## What you need to do
Output the material word for word. Leave each picture out.

>> START Information provided

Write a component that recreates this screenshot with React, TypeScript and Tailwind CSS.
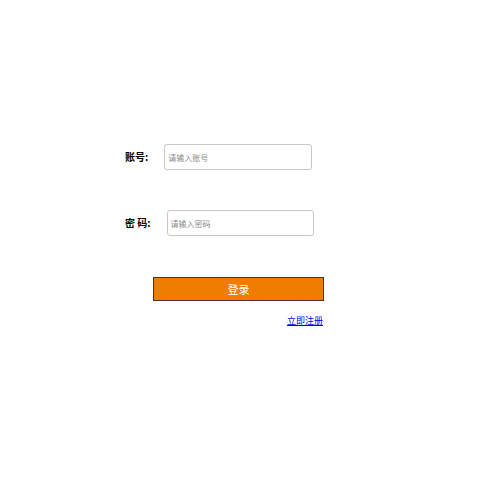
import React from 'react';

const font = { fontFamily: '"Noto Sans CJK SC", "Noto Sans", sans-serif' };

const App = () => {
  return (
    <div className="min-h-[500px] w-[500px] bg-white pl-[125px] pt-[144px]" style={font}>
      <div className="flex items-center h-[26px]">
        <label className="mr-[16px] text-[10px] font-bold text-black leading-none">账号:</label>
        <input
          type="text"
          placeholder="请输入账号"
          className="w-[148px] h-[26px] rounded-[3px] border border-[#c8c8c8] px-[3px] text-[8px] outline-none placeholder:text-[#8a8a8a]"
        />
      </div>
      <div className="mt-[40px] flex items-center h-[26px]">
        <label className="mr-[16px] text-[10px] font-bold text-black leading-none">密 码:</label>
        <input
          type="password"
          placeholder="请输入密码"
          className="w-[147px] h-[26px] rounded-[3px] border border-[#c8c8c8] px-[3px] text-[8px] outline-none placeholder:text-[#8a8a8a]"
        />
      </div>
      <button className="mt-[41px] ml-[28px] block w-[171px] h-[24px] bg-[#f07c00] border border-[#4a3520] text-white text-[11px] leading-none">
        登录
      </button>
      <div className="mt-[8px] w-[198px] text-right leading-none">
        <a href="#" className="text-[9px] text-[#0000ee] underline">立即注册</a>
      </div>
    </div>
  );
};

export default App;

>> END Information provided

## Exercise answer
Write a component that recreates this screenshot with React, TypeScript and Tailwind CSS.
import React from 'react';

const font = { fontFamily: '"Noto Sans CJK SC", "Noto Sans", sans-serif' };

const App = () => {
  return (
    <div className="min-h-[500px] w-[500px] bg-white pl-[125px] pt-[144px]" style={font}>
      <div className="flex items-center h-[26px]">
        <label className="mr-[16px] text-[10px] font-bold text-black leading-none">账号:</label>
        <input
          type="text"
          placeholder="请输入账号"
          className="w-[148px] h-[26px] rounded-[3px] border border-[#c8c8c8] px-[3px] text-[8px] outline-none placeholder:text-[#8a8a8a]"
        />
      </div>
      <div className="mt-[40px] flex items-center h-[26px]">
        <label className="mr-[16px] text-[10px] font-bold text-black leading-none">密 码:</label>
        <input
          type="password"
          placeholder="请输入密码"
          className="w-[147px] h-[26px] rounded-[3px] border border-[#c8c8c8] px-[3px] text-[8px] outline-none placeholder:text-[#8a8a8a]"
        />
      </div>
      <button className="mt-[41px] ml-[28px] block w-[171px] h-[24px] bg-[#f07c00] border border-[#4a3520] text-white text-[11px] leading-none">
        登录
      </button>
      <div className="mt-[8px] w-[198px] text-right leading-none">
        <a href="#" className="text-[9px] text-[#0000ee] underline">立即注册</a>
      </div>
    </div>
  );
};

export default App;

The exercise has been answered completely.